ABOARD AIR FORCE ONE (CNN) -- My heart starts racing every time I bound up the back stairs of Air Force One at Andrews Air Force Base for the start of another trip with President Bush.
President Bush provides comforting words and hugs Friday to a family in Lafayette, Tennessee.
But that excitement was leavened with sadness on Friday, because this time I was part of a small group of reporters traveling with the president to Tennessee, one of five states struck by deadly tornadoes this week.
As we flew to Nashville, White House spokesman Scott Stanzel gave us a readout of the grim statistics:
But numbers do not tell this story.
More revealing was what we saw after hopping aboard Marine helicopters waiting on the tarmac in Nashville, which took us on a stunning ride featuring an up-close look at the devastation.

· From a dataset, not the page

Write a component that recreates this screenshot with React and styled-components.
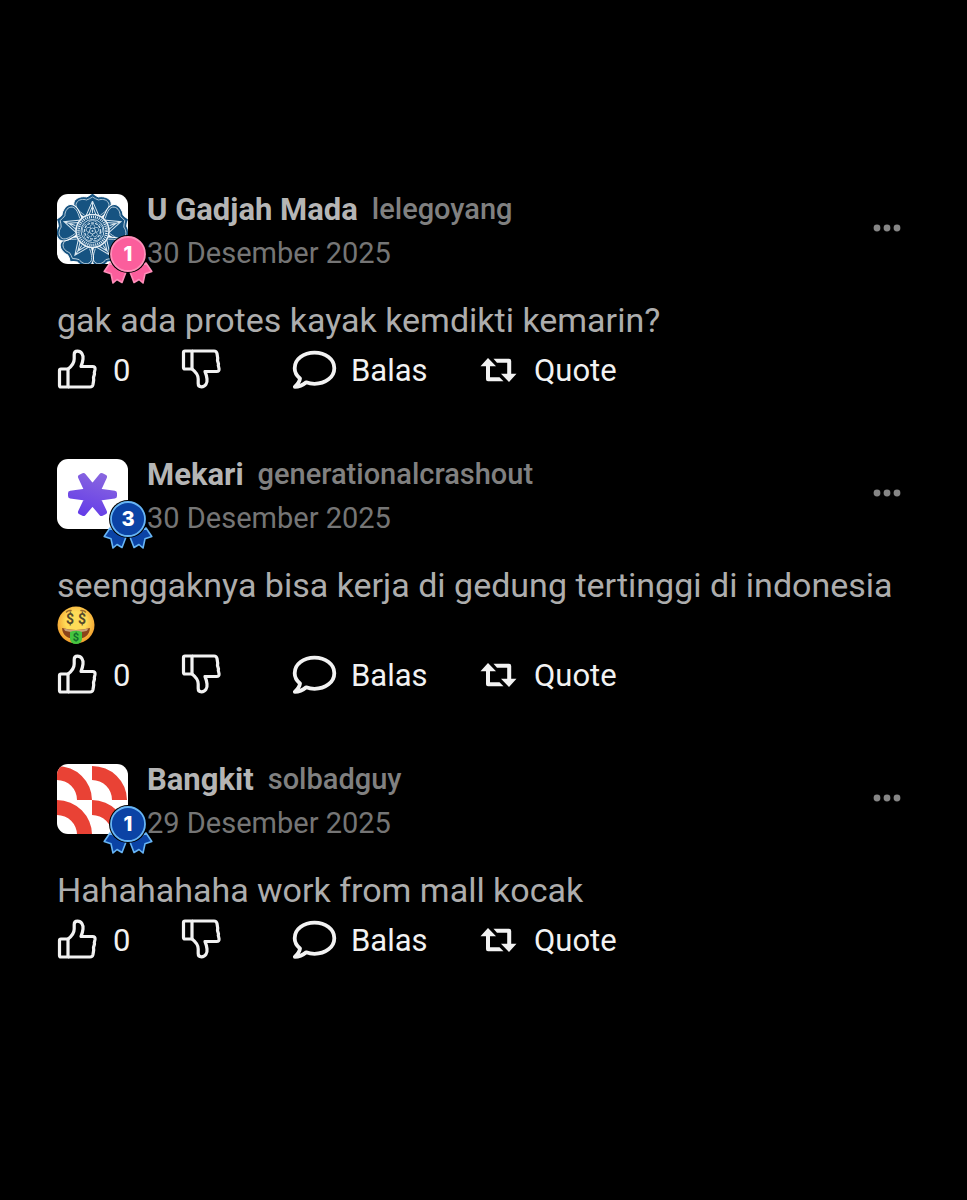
import React from 'react';
import styled, { createGlobalStyle } from 'styled-components';

const GlobalStyle = createGlobalStyle`
  * {
    box-sizing: border-box;
  }
  body {
    margin: 0;
    background: #000;
    font-family: Roboto, 'Noto Sans', sans-serif;
  }
`;

const Page = styled.main`
  min-height: 100vh;
  padding: 194px 57px 60px;
  background: #000;
`;

const Post = styled.article`
  margin-bottom: 58px;
`;

const Header = styled.header`
  display: flex;
  height: 70px;
  margin-bottom: 36px;
`;

const AvatarBox = styled.div`
  position: relative;
  width: 71px;
  height: 70px;
  flex-shrink: 0;
  margin-right: 19px;
`;

const AvatarFrame = styled.div`
  width: 71px;
  height: 70px;
  overflow: hidden;
  border-radius: 11px;
  background: #fff;

  svg {
    display: block;
  }
`;

const BadgeBox = styled.div`
  position: absolute;
  left: 46px;
  top: 41px;
  width: 50px;
  height: 50px;

  svg {
    display: block;
  }
`;

const BadgeNumber = styled.span`
  position: absolute;
  top: 0;
  left: 0;
  width: 50px;
  line-height: 38px;
  text-align: center;
  color: #fff;
  font-family: Inter, sans-serif;
  font-size: 20px;
  font-weight: 800;
`;

const Meta = styled.div`
  flex: 1;
  min-width: 0;
`;

const Names = styled.div`
  display: flex;
  gap: 14px;
  line-height: 32px;
  margin-bottom: 11px;
`;

const Company = styled.strong`
  color: #b5b5b5;
  font-size: 31px;
  font-weight: 700;
`;

const Username = styled.span`
  color: #808080;
  font-size: 29px;
  font-weight: 500;
  line-height: 30px;
`;

const PostDate = styled.time`
  display: block;
  color: #757575;
  font-size: 29px;
  line-height: 32px;
`;

const MoreButton = styled.button`
  align-self: center;
  display: flex;
  padding: 8px 9px 10px;
  border: 0;
  background: none;
  cursor: pointer;
`;

const Body = styled.p`
  margin: 0;
  color: #adadad;
  font-size: 34px;
  line-height: 40px;

  svg {
    display: block;
  }
`;

const Actions = styled.div`
  display: grid;
  grid-template-columns: 124px 111px 188px auto;
  justify-content: start;
  height: 61px;
`;

const ActionButton = styled.button`
  display: flex;
  align-items: center;
  gap: 16px;
  padding: 0;
  border: 0;
  background: none;
  color: #f2f2f2;
  font-family: inherit;
  font-size: 31px;
  line-height: 40px;
  cursor: pointer;
`;

const ThumbIcon = ({ down }) => (
  <svg width="40" height="40" viewBox="0 0 40 40" overflow="visible" fill="none" stroke="#f2f2f2" strokeWidth="3.200" strokeLinejoin="round" aria-hidden="true">
    <g transform={down ? 'matrix(1 0 0 -1 0 38)' : 'translate(0 -2)'}>
      <path d="M4 20H11V38H4Q2.500 38 2.500 36.500V21.500Q2.500 20 4 20Z" />
      <path d="M11 20C15 17 17.200 14 17.200 10V5.500Q17.200 2.200 20.500 2.200C24.500 2.200 26.500 6 26 10Q25.500 14 24 17.500H35.500Q38.500 17.500 38 20.500L37.300 23.500L37.500 25L36.500 28.500L36.700 31L36 35.500Q35.500 38 33 38H11" />
    </g>
  </svg>
);

const ReplyIcon = () => (
  <svg width="43" height="40" viewBox="0 1 43 40" overflow="visible" fill="none" stroke="#f2f2f2" strokeWidth="3.800" strokeLinejoin="round" aria-hidden="true">
    <path d="M8 28.500C4.500 25.500 2.700 22 2.700 18.200C2.700 9.300 11.500 2.700 22.500 2.700S42.300 9.300 42.300 18.200S33.500 33.800 22.500 33.800Q18 33.800 14.200 32.300Q9 36.800 2.800 36.800Q7.500 32.500 8 28.500Z" />
  </svg>
);

const QuoteIcon = () => (
  <svg width="38" height="25" viewBox="1 0 38 25" fill="#f2f2f2" aria-hidden="true">
    <path d="M9 0L17 8.300H11V19.300H20.500L24.500 23.300H9Q7 23.300 7 21.300V8.300H1.500Z" />
    <path d="M14.500 .8H30Q32.200 .8 32.200 3V15.800H37.500L30 24L22 15.800H28.200V4.700H18Z" />
  </svg>
);

const MoneyFace = () => (
  <svg width="38" height="40" viewBox="0 0 38 40" role="img" aria-label="🤑">
    <defs>
      <radialGradient id="face" cx="50%" cy="42%" r="55%">
        <stop offset="0.500" stopColor="#ffdc58" />
        <stop offset="1" stopColor="#f3a02f" />
      </radialGradient>
    </defs>
    <circle cx="19" cy="20" r="18.500" fill="url(#face)" />
    <g fill="none" stroke="#9a6a2b" strokeWidth="1.500" strokeLinecap="round">
      <path d="M9.500 7Q11.500 5 14 5.500" />
      <path d="M24 5.500Q26.500 5 28.500 7" />
    </g>
    <path d="M5 23Q19 27 33 23Q32 34 19 34Q6 34 5 23Z" fill="#8a431b" />
    <path d="M7 23.500Q19 26.500 31 23.500Q31 25 29.500 26Q19 28.500 8.500 26Q7 25 7 23.500Z" fill="#c9a178" />
    <path d="M13 27Q19 24.500 25 27V34Q24.500 39 19 39T13 34Z" fill="#45c43f" />
    <g fill="#54482b" fontFamily="Roboto, sans-serif" fontWeight="700" textAnchor="middle">
      <text x="13" y="19" fontSize="14">$</text>
      <text x="25" y="19" fontSize="14">$</text>
      <text x="19" y="36" fontSize="11" fill="#126b2b">$</text>
    </g>
  </svg>
);

const petals = [0, 72, 144, 216, 288];

const GadjahMadaLogo = () => (
  <svg width="71" height="71" viewBox="0 0 71 71" aria-hidden="true">
    <g transform="translate(35.500 37)">
      {petals.map((angle) => (
        <path key={angle} transform={`rotate(${angle + 36})`} d="M-2.500 -27L0 -32L2.500 -27L0 -20Z" fill="#165381" />
      ))}
      {petals.map((angle) => (
        <g key={angle} transform={`rotate(${angle})`}>
          <path d="M0 0L-9 -14C-15 -19 -20 -23 -18.500 -29C-17 -34 -9 -35 -6 -34Q-3 -35 0 -38Q3 -35 6 -34C9 -35 17 -34 18.500 -29C20 -23 15 -19 9 -14Z" fill="#165381" stroke="#fff" strokeWidth="1" />
          <path d="M-8 -16C-14 -20 -18 -24 -16 -28C-14 -32 -9 -32 -6 -31Q-3 -32 0 -34Q3 -32 6 -31C9 -32 14 -32 16 -28C18 -24 14 -20 8 -16" fill="none" stroke="#bcd2e0" strokeWidth=".9" />
        </g>
      ))}
      {petals.map((angle) => (
        <path key={angle} transform={`rotate(${angle})`} d="M-7 -14L0 -30L7 -14M-4 -15L0 -25L4 -15M0 -29V-18" fill="#165381" stroke="#d8e6ef" strokeWidth="1" />
      ))}
      <circle r="16.500" fill="#165381" stroke="#e4eef5" strokeWidth="1.600" />
      <circle r="14" fill="none" stroke="#e4eef5" strokeWidth="2.600" strokeDasharray="1 1" />
      <circle r="11.500" fill="none" stroke="#c5dae8" strokeWidth="1" />
      <circle r="8" fill="none" stroke="#c5dae8" strokeWidth="1.400" strokeDasharray="3 1" />
      {petals.map((angle) => (
        <g key={angle} transform={`rotate(${angle})`} fill="none" stroke="#c5dae8" strokeWidth=".7">
          <path d="M-5 -8Q0 -13 5 -8" />
          <circle cy="-4" r="2.400" />
        </g>
      ))}
      <circle r="3" fill="#165381" stroke="#c5dae8" strokeWidth=".9" />
      <circle r="1" fill="#c5dae8" />
    </g>
  </svg>
);

const MekariLogo = () => (
  <svg width="71" height="71" viewBox="0 0 71 71" aria-hidden="true">
    <defs>
      <linearGradient id="mekari" gradientUnits="userSpaceOnUse" x1="42" y1="12" x2="27" y2="58">
        <stop offset="0" stopColor="#8a68df" />
        <stop offset="1" stopColor="#633be8" />
      </linearGradient>
    </defs>
    <path
      d="M26.500 16.500L35.500 27.500L44.500 16.500L47.500 18L41 32L57.500 34.200V37L41 39.200L47.500 53L44.500 54.500L35.500 44L26.500 54.500L23.500 53L30 39.200L13.500 37V34.200L30 32L23.500 18Z"
      fill="url(#mekari)"
      stroke="url(#mekari)"
      strokeWidth="5"
      strokeLinejoin="round"
    />
  </svg>
);

const BangkitLogo = () => (
  <svg width="71" height="71" viewBox="0 0 71 71" fill="#e94235" aria-hidden="true">
    <path d="M0 2A35 34 0 0 1 35 36H20A20 20 0 0 0 0 16Z" />
    <path d="M35 2A35 34 0 0 1 70 36H55A20 20 0 0 0 35 16Z" />
    <path d="M0 36A35 35 0 0 1 35 71H20A20 20 0 0 0 0 51Z" />
    <path d="M35 36A35 35 0 0 1 70 71H55A20 20 0 0 0 35 51Z" />
  </svg>
);

const badgeColors = {
  pink: { fill: '#fb5e9c', line: '#ff8fba' },
  blue: { fill: '#0b43a5', line: '#67b5f5' },
};

const Badge = ({ tone, count }) => {
  const { fill, line } = badgeColors[tone];
  return (
    <BadgeBox>
      <svg width="50" height="50" viewBox="0 0 50 50" aria-hidden="true">
        <g fill={fill} stroke={line} strokeWidth="1.600" strokeLinejoin="round">
          <path d="M7 28L1.200 36.500L8 38.800L10 48L14 44.500L19 47.500L23 37Z" />
          <path d="M43 28L48.800 36.500L42 38.800L40 48L36 44.500L31 47.500L27 37Z" />
        </g>
        <circle cx="25" cy="19" r="19" fill="#000" />
        <circle cx="25" cy="19" r="17" fill={fill} stroke={line} strokeWidth="1.800" />
      </svg>
      <BadgeNumber>{count}</BadgeNumber>
    </BadgeBox>
  );
};

const posts = [
  {
    company: 'U Gadjah Mada',
    username: 'lelegoyang',
    date: '30 Desember 2025',
    iso: '2025-12-30',
    logo: <GadjahMadaLogo />,
    tone: 'pink',
    count: 1,
    text: 'gak ada protes kayak kemdikti kemarin?',
  },
  {
    company: 'Mekari',
    username: 'generationalcrashout',
    date: '30 Desember 2025',
    iso: '2025-12-30',
    logo: <MekariLogo />,
    tone: 'blue',
    count: 3,
    text: 'seenggaknya bisa kerja di gedung tertinggi di indonesia',
    emoji: <MoneyFace />,
  },
  {
    company: 'Bangkit',
    username: 'solbadguy',
    date: '29 Desember 2025',
    iso: '2025-12-29',
    logo: <BangkitLogo />,
    tone: 'blue',
    count: 1,
    text: 'Hahahahaha work from mall kocak',
  },
];

const App = () => (
  <>
    <GlobalStyle />
    <Page>
      {posts.map((post) => (
        <Post key={post.username}>
          <Header>
            <AvatarBox>
              <AvatarFrame>{post.logo}</AvatarFrame>
              <Badge tone={post.tone} count={post.count} />
            </AvatarBox>
            <Meta>
              <Names>
                <Company>{post.company}</Company>
                <Username>{post.username}</Username>
              </Names>
              <PostDate dateTime={post.iso}>{post.date}</PostDate>
            </Meta>
            <MoreButton type="button" aria-label="Opsi lainnya">
              <svg width="28" height="8" viewBox="0 0 28 8" fill="#858585" aria-hidden="true">
                <circle cx="4" cy="4" r="3.400" />
                <circle cx="14" cy="4" r="3.400" />
                <circle cx="24" cy="4" r="3.400" />
              </svg>
            </MoreButton>
          </Header>
          <Body>
            {post.text}
            {post.emoji}
          </Body>
          <Actions>
            <ActionButton type="button" aria-label="Suka">
              <ThumbIcon />
              <span>0</span>
            </ActionButton>
            <ActionButton type="button" aria-label="Tidak suka">
              <ThumbIcon down />
            </ActionButton>
            <ActionButton type="button">
              <ReplyIcon />
              Balas
            </ActionButton>
            <ActionButton type="button">
              <QuoteIcon />
              Quote
            </ActionButton>
          </Actions>
        </Post>
      ))}
    </Page>
  </>
);

export default App;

Since CNN was "travel pool" for the trip, I was the only television correspondent tracking the president closely -- along with our photojournalists Peter Morris and Eddie Gross -- collecting information to be shared among all five TV networks.
It was Peter's job to race off the back of the plane when we landed to be in place on the tarmac to shoot pictures of the president walking off the front of the plane. Eddie handled audio. At that moment, my job mostly consisted of following Peter's good-natured instructions to carry some of his equipment -- so much for the glamour of television.
In this case, the president was greeted at the airport by David Harmon, the Tennessee firefighter who initially thought he had found a doll as he searched for survivors amid the wreckage of a house in tiny Castalian Springs.
It turned out the doll was actually 11-month-old Kyson Stowell, who started crying.
I'm sure you've seen the photos of a bloody-faced Kyson, a beautiful picture of life -- although his sad blue eyes are a reminder that his mother did not survive the storms. Watch Harmon tell the story and Kyson squirm »
After sharing a couple of quiet moments with Harmon, Bush boarded the helicopter Marine One for his aerial tour of the damage in Lafayette, Tennessee.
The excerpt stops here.